Many promises of investment both foreign and domestic have been made over the past year, but few were realized. One of those was by the Kenyan government, claiming a renaissance in the cotton sector, which said in January and again in August that it would invest $1.6 million in new ginneries and reopening derelict garment factories.

Through Norfund, the Norwegian government announced in March that it was investing $14 million in a seven-year-old factory operated in Kenya by Hela Apparel Holdings, PLC, one of the firm’s largest and responsible for 20 percent of the country’s total export volume. In September, India-based Golkadas announced the purchase of Dubai-based Atraco, a producer of men’s, women’s and children’s private label apparel which has factories in Kenya.

Ugandan president Yoweri Museveni in September banned the import of used clothing which he claims is stifling growth in the country’s garment industry. There are dozens of factories in the works at the Mbale Industrial Park, including some devoted to textiles and apparel.

It will take more than platitudes to get the textile sector in either country up and running to where it should be, producing jobs and incomes for their impoverished populations.

Kenya is perhaps in the worse situation of the two. It has 52 textile spinning mills, but only 15 of them are operational.  According to the Kenya Institute for Public Policy Research (KIPPR), weak labor productivity and low technology mean the mills that are operating are only doing so at 45 percent of capacity.

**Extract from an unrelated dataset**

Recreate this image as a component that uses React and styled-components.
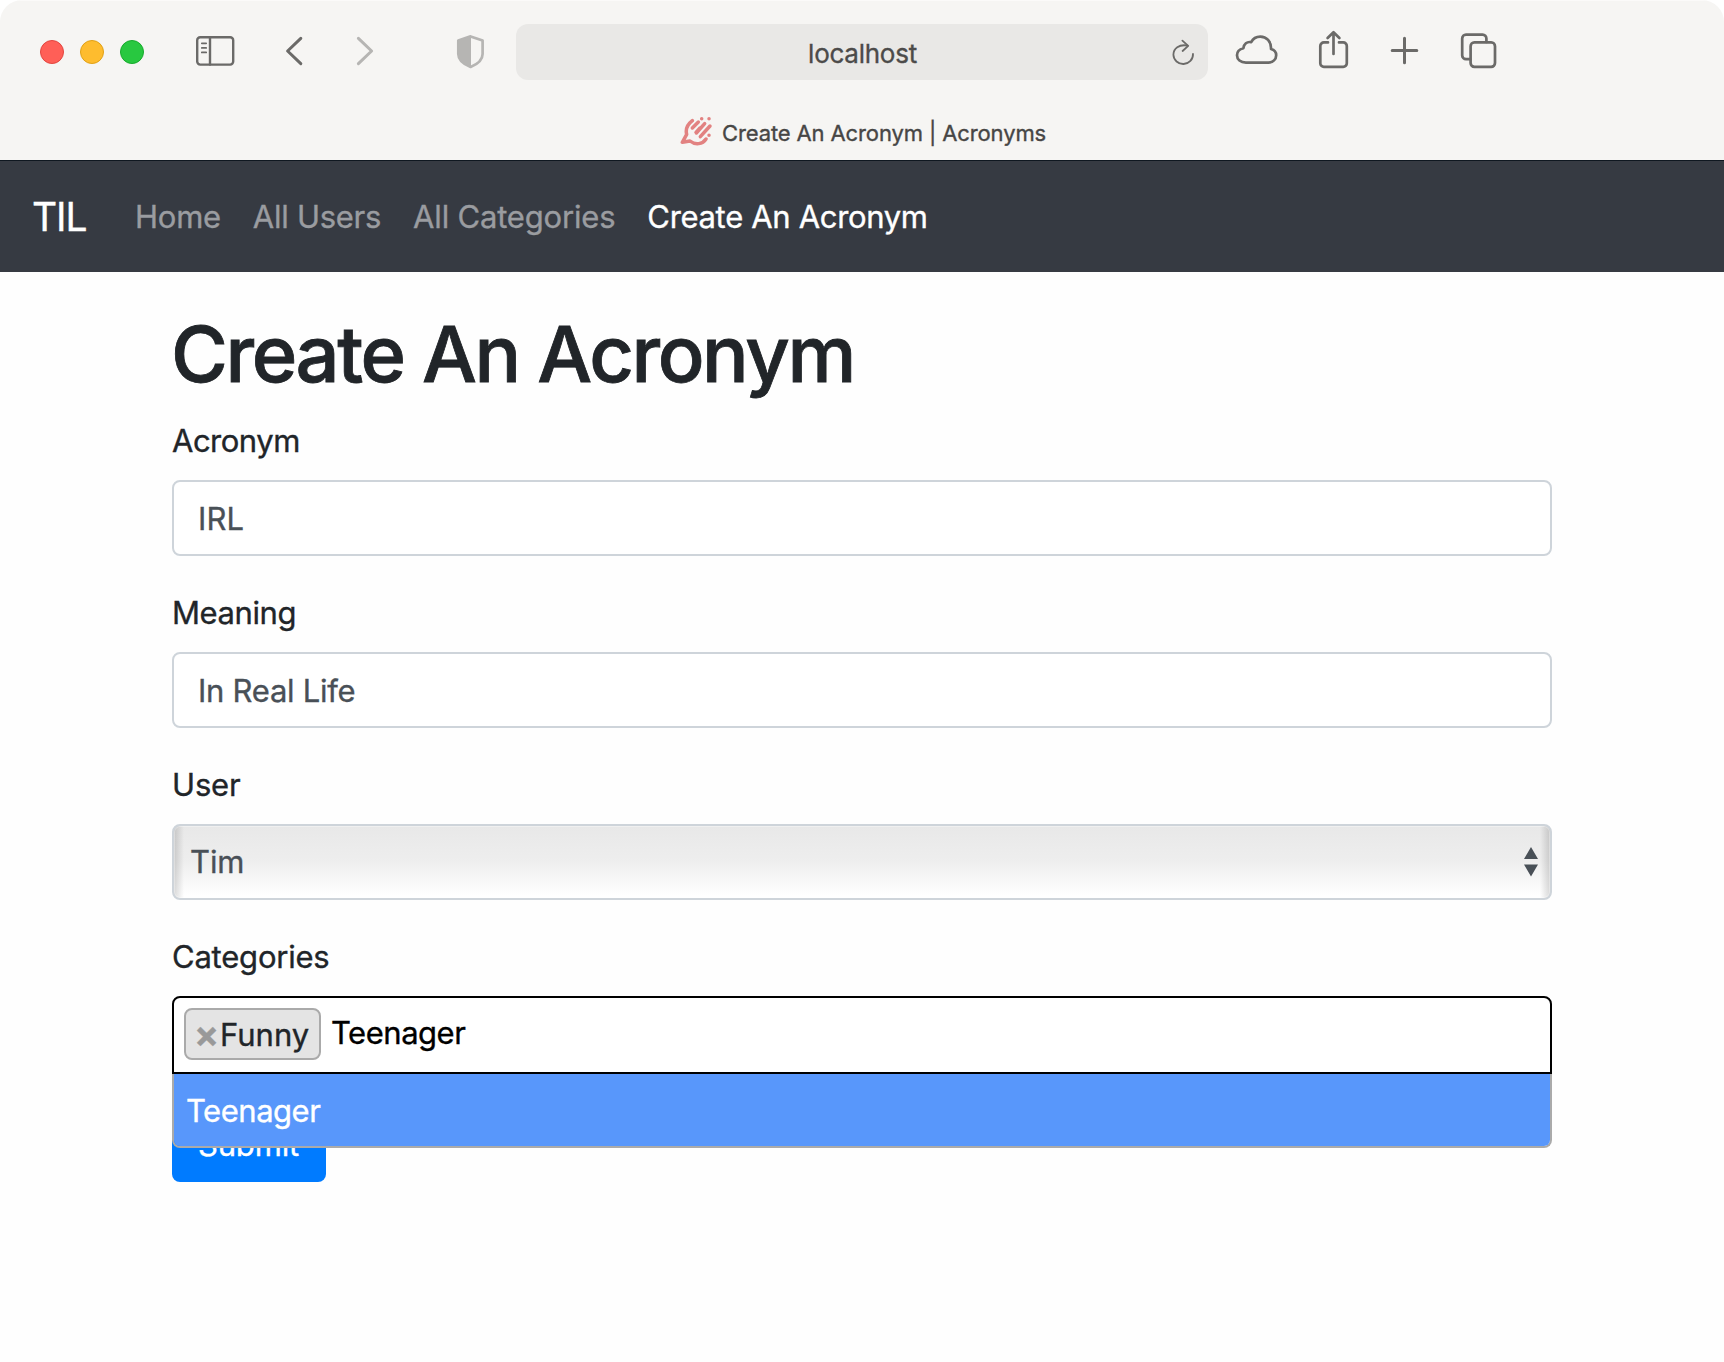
import React from "react";
import styled, { createGlobalStyle } from "styled-components";

const GlobalStyle = createGlobalStyle`
  *, *::before, *::after { box-sizing: border-box; }
  html { background: #fff; }
  body {
    margin: 0;
    font-family: Inter, "Liberation Sans", sans-serif;
    font-size: 31px;
    font-weight: 400;
    line-height: 48px;
    color: #212529;
    -webkit-text-stroke: 0.35px currentColor;
  }
`;

const Window = styled.div`
  width: 1724px;
  height: 1362px;
  overflow: hidden;
  display: flex;
  flex-direction: column;
  background: #fefefe;
  border-radius: 22px 22px 0 0;
`;

/* Browser chrome */

const Chrome = styled.header`
  height: 160px;
  background: #f6f5f3;
  box-shadow: inset 0 1px #fbfaf9;
  display: flex;
  flex-direction: column;
`;

const Toolbar = styled.div`
  height: 104px;
  padding-left: 40px;
  display: flex;
  align-items: center;
`;

const Lights = styled.div`
  display: flex;
  gap: 16px;
`;

const Light = styled.span`
  width: 24px;
  height: 24px;
  border-radius: 50%;
  background: ${(p) => p.$fill};
  border: 1px solid ${(p) => p.$edge};
`;

const Glyph = styled.svg`
  flex: none;
  display: block;
  height: 44px;
  width: ${(p) => p.$w}px;
  margin-left: ${(p) => p.$ml || 0}px;
  color: ${(p) => (p.$dim ? "#b6b5b3" : "#6b6a68")};
  fill: none;
  stroke: currentColor;
  stroke-width: ${(p) => p.$stroke || 2.7};
  stroke-linecap: round;
  stroke-linejoin: round;
`;

const AddressBar = styled.div`
  width: 692px;
  height: 56px;
  margin-left: 31px;
  padding-right: 13px;
  border-radius: 12px;
  background: #e9e8e6;
  display: flex;
  align-items: center;
`;

const Address = styled.span`
  flex: 1;
  padding: 3px 0 0 38px;
  text-align: center;
  font-size: 26px;
  line-height: 32px;
  letter-spacing: -0.25px;
  color: #4c4b4a;
`;

const TabStrip = styled.div`
  height: 56px;
  padding: 0 0 2px 680px;
  display: flex;
  align-items: center;
`;

const TabTitle = styled.span`
  margin-left: 9px;
  padding-top: 3px;
  font-size: 22px;
  line-height: 28px;
  letter-spacing: -0.12px;
  color: #474645;
  white-space: nowrap;
`;

/* Page */

const Navbar = styled.nav`
  height: 112px;
  padding: 16px 32px;
  border-top: 1px solid #0f1720;
  background: #363a42;
  display: flex;
  align-items: center;
`;

const Brand = styled.span`
  width: 55px;
  margin-right: 32px;
  padding-bottom: 1px;
  font-size: 39px;
  line-height: 59px;
  letter-spacing: -1.1px;
  color: #fff;
`;

const NavLink = styled.span`
  padding: 1px 16px 0;
  white-space: nowrap;
  letter-spacing: ${(p) => p.$track}px;
  color: ${(p) => (p.$active ? "#fff" : "#9a9ca0")};
`;

const Container = styled.main`
  width: 1380px;
  margin: 32px auto 0;
  display: flex;
  flex-direction: column;
`;

const Title = styled.h1`
  height: 96px;
  margin: 0 0 16px -1px;
  padding-top: 3px;
  font-size: 77.6px;
  font-weight: 500;
  line-height: 95px;
  letter-spacing: -2.4px;
  white-space: nowrap;
  -webkit-text-stroke-width: 0.8px;
`;

const Field = styled.div`
  margin-bottom: 32px;
  display: flex;
  flex-direction: column;
  gap: 16px;
`;

const Label = styled.label`
  height: 48px;
  padding-top: 1px;
  letter-spacing: ${(p) => p.$track}px;
`;

const Control = styled.div`
  height: 76px;
  padding: 13px 24px 11px;
  border: 2px solid #ced4da;
  border-radius: 8px;
  background: #fff;
  color: #495057;
  letter-spacing: ${(p) => p.$track || 0}px;
`;

const Select = styled(Control)`
  padding: 12px 12px 12px 16px;
  display: flex;
  justify-content: space-between;
  align-items: center;
  background:
    linear-gradient(to right, rgba(0, 0, 0, 0.15), transparent 10px),
    linear-gradient(to left, rgba(0, 0, 0, 0.15), transparent 10px),
    linear-gradient(#e8e8e8, #eeeeee 50%, #fff 96%);
  box-shadow: inset 0 0 0 1px rgba(255, 255, 255, 0.35);
`;

const Combo = styled.div`
  position: relative;
`;

const ComboBox = styled.div`
  height: 78px;
  padding: 10px;
  border: 2px solid #000;
  border-radius: 8px 8px 0 0;
  background: #fff;
  display: flex;
  align-items: flex-start;
`;

const Tag = styled.span`
  width: 137px;
  height: 52px;
  padding: 1px 9px 0 8px;
  border: 2px solid #aaa;
  border-radius: 8px;
  background: #e4e4e4;
  display: flex;
  line-height: 48px;
`;

const Remove = styled.span`
  width: 26px;
  margin-top: -1px;
  padding-right: 1px;
  text-align: center;
  font-size: 37px;
  font-weight: 700;
  color: #999;
`;

const Query = styled.span`
  margin-left: 10px;
  margin-top: 1px;
  color: #000;
  letter-spacing: -0.48px;
`;

const Dropdown = styled.div`
  position: absolute;
  z-index: 2;
  top: 78px;
  left: 0;
  right: 0;
  height: 74px;
  overflow: hidden;
  border: 2px solid #aaa;
  border-top: 0;
  border-radius: 0 0 8px 8px;
  background: #fff;
`;

const Option = styled.div`
  height: 72px;
  padding: 13px 12px 11px;
  background: #5897fb;
  color: #fff;
  letter-spacing: -0.48px;
`;

const Submit = styled.button`
  align-self: flex-start;
  width: 154px;
  height: 76px;
  padding: 1px 1px 0 0;
  border: 0;
  border-radius: 8px;
  background: #007bff;
  color: #fff;
  font: inherit;
  letter-spacing: -0.15px;
`;

const SidebarIcon = () => (
  <Glyph $w={42} $ml={50} $stroke={2.4} viewBox="194 30 42 44">
    <rect x="197.2" y="37.2" width="36" height="27.4" rx="3" />
    <path d="M210 37.5V64.5" />
    <path d="M201.8 43.3h4.4M201.8 47.9h4.4M201.8 52.4h4.4" strokeWidth="1.7" />
  </Glyph>
);

const BackIcon = () => (
  <Glyph $w={20} $ml={48} $stroke={3} viewBox="284 30 20 44">
    <path d="M300.8 38.4 287.6 51l13.2 12.6" />
  </Glyph>
);

const ForwardIcon = () => (
  <Glyph $w={20} $ml={51} $stroke={3} $dim viewBox="355 30 20 44">
    <path d="M358.4 38.4 371.6 51l-13.2 12.6" />
  </Glyph>
);

const ShieldIcon = () => (
  <Glyph $w={30} $ml={80} $dim viewBox="455 30 30 44">
    <path d="M470.6 36.4 482.6 40.6V54C482.6 61 477 64.4 470.6 67 464 64.4 458.3 61 458.3 54V40.6Z" />
    <path
      fill="currentColor"
      stroke="none"
      d="M471 36V67C464 64.4 458.3 61 458.3 54V40.6Z"
    />
  </Glyph>
);

const ReloadIcon = () => (
  <Glyph $w={24} $stroke={1.8} viewBox="1171 30 24 44">
    <path d="M1187.5 45.6C1179 44 1173.4 48.6 1173.4 54.8A9.8 9.6 0 0 0 1193 54" />
    <path d="M1182.4 40.6 1188.2 45.8 1182.6 51" />
  </Glyph>
);

const CloudIcon = () => (
  <Glyph $w={46} $ml={26} viewBox="1234 30 46 44">
    <path d="M1246 62.6H1268.4C1273 62.6 1276.2 59.2 1276.2 55.2 1276.2 52.4 1274.2 49.9 1271 49 1271.4 41.4 1266.4 36.6 1260.3 36.6 1256 36.6 1252.9 38.8 1251.2 42.2 1247 41.2 1243.8 44 1243.4 48.2 1239.6 49.1 1237 51.8 1237 55.3 1237 59.4 1240.5 62.6 1246 62.6Z" />
  </Glyph>
);

const ShareIcon = () => (
  <Glyph $w={34} $ml={37} viewBox="1317 30 34 44">
    <path d="M1328 42.4H1324A3.6 3.6 0 0 0 1320.3 46V63.2A3.6 3.6 0 0 0 1324 66.8H1343.2A3.6 3.6 0 0 0 1346.8 63.2V46A3.6 3.6 0 0 0 1343.2 42.4H1339" />
    <path d="M1333.5 54V32.6M1327.6 38 1333.5 32.2 1339.4 38" />
  </Glyph>
);

const PlusIcon = () => (
  <Glyph $w={32} $ml={38} $stroke={3} viewBox="1389 30 32 44">
    <path d="M1392.2 50.5H1416.8M1404.5 38.2V62.8" />
  </Glyph>
);

const TabsIcon = () => (
  <Glyph $w={40} $ml={38} viewBox="1459 30 40 44">
    <rect x="1470.6" y="42.4" width="24.4" height="24.4" rx="3.8" />
    <path d="M1470 59.2H1466A3.8 3.8 0 0 1 1462.2 55.4V38.4A3.8 3.8 0 0 1 1466 34.6H1482.6A3.8 3.8 0 0 1 1486.4 38.4V42" />
  </Glyph>
);

const Favicon = styled.svg`
  flex: none;
  width: 33px;
  height: 32px;
  fill: none;
  stroke: #e28281;
  stroke-width: 10.5;
  stroke-linecap: round;
  stroke-linejoin: round;
`;

const SiteIcon = () => (
  <Favicon viewBox="60 50 99 96">
    <path d="M97 67C84 77 76 92 80 108L67 132 90 128C106 141 128 138 138 122" />
    <path d="M97 89 115 71M108 102 120 89M109 104 134 76M121 115 150 83" />
    <path d="M125 61h.1M147 61h.1M147 111h.1" />
  </Favicon>
);

const Arrows = styled.svg`
  width: 14px;
  height: 30px;
  fill: #495057;
`;

export default function App() {
  return (
    <>
      <GlobalStyle />
      <Window>
        <Chrome>
          <Toolbar>
            <Lights>
              <Light $fill="#ff5f57" $edge="#e2463f" />
              <Light $fill="#febc2e" $edge="#e1a116" />
              <Light $fill="#28c840" $edge="#17ab2c" />
            </Lights>
            <SidebarIcon />
            <BackIcon />
            <ForwardIcon />
            <ShieldIcon />
            <AddressBar>
              <Address>localhost</Address>
              <ReloadIcon />
            </AddressBar>
            <CloudIcon />
            <ShareIcon />
            <PlusIcon />
            <TabsIcon />
          </Toolbar>
          <TabStrip>
            <SiteIcon />
            <TabTitle>Create An Acronym | Acronyms</TabTitle>
          </TabStrip>
        </Chrome>

        <Navbar>
          <Brand>TIL</Brand>
          <NavLink $track={-0.25}>Home</NavLink>
          <NavLink $track={-0.27}>All Users</NavLink>
          <NavLink $track={-0.18}>All Categories</NavLink>
          <NavLink $track={-0.33} $active>Create An Acronym</NavLink>
        </Navbar>

        <Container>
          <Title>Create An Acronym</Title>
          <Field>
            <Label $track={-0.5}>Acronym</Label>
            <Control $track={0.1}>IRL</Control>
          </Field>
          <Field>
            <Label $track={-0.4}>Meaning</Label>
            <Control $track={-0.27}>In Real Life</Control>
          </Field>
          <Field>
            <Label $track={-0.18}>User</Label>
            <Select $track={-0.1}>
              Tim
              <Arrows viewBox="0 0 14 30">
                <path d="M7 0 14 12H0ZM0 17.6H14L7 29.4Z" />
              </Arrows>
            </Select>
          </Field>
          <Field>
            <Label $track={-0.22}>Categories</Label>
            <Combo>
              <ComboBox>
                <Tag>
                  <Remove>×</Remove>
                  Funny
                </Tag>
                <Query>Teenager</Query>
              </ComboBox>
              <Dropdown>
                <Option>Teenager</Option>
              </Dropdown>
            </Combo>
          </Field>
          <Submit>Submit</Submit>
        </Container>
      </Window>
    </>
  );
}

To meet domestic needs, Kenya imports some 93 percent of its textiles from China, Hong Kong, Taiwan, India and Pakistan. To curb that and perhaps pump some life into the sector locally, the government has proposed a 25 percent tariff on clothing imports, which Kuria said are luxuries Kenya cannot afford. Few think this will encourage consumers to buy locally, even at a steep 25 percent.

Some fear this will adversely affect the used clothing market, which thrives in Kenya as it did in Uganda before the ban, and which provides employment for some 3.4 million in the east African region.

Uganda, meanwhile, has a surfeit of cotton lint and exports 93 percent of it. Only about 10 percent of locally produced cotton is consumed within the country and a large chunk of that goes to the more than one million uniforms produced each year for school children.

Mali has the largest cotton yield of any African nation, producing some 760,000 tons annually. Uganda pales by comparison, with an annual production that hovers around 9,400 tons for 2022, a 36 percent increase from 2021 yet down from about 16,000 tons in the 1980s, a decade marked by political strife. That total had already declined by 5,000 tons in the decade previous, reports said.

According to Richard D. Mubiru, the chairman of the Uganda Manufacturers Association, part of the problem is the fact that production depends on 250,000 smallholder farmers which the government does little to support. As a result, he said, the industry has been left to ginners and cotton merchants who do little to improve it. In about 2001, Uganda had a plan to improve yield to about 185,000 tons by 2006, but it was never realized.

Last year, Kenya’s cotton crop produced 7,000 tons, down from 13,000 tons since the 1980s. According to Dr. Rose Ngugi of KIPPR, there are only 40,000 smallholder farmers operating in Kenya, down from 200,000 in the mid-1980s when Kenya’s textile industry was at its peak.

Despite its small size, which puts it on par with France as about equal to the U.S. state of Texas, Kenya has 170 large and medium apparel manufacturers that produce garments for export. About 70 percent of that goes to the U.S. where, like Uganda, they profit from duty free status offered by the African Growth Opportunity Act (AGOA), which expires in 2025. So far, textile exports to the U.S. from Kenya under AGOA have totaled $403 million.

The textile sector in east Africa has a great deal of promise,  and might just turn the corner with the right influence behind it, said Prof. Patrick Diamond of Queen Mary University, London. He noted that the global transition from low cost ‘fast fashion’  to a circular production model is imperative and east Africa has the potential to take the lead.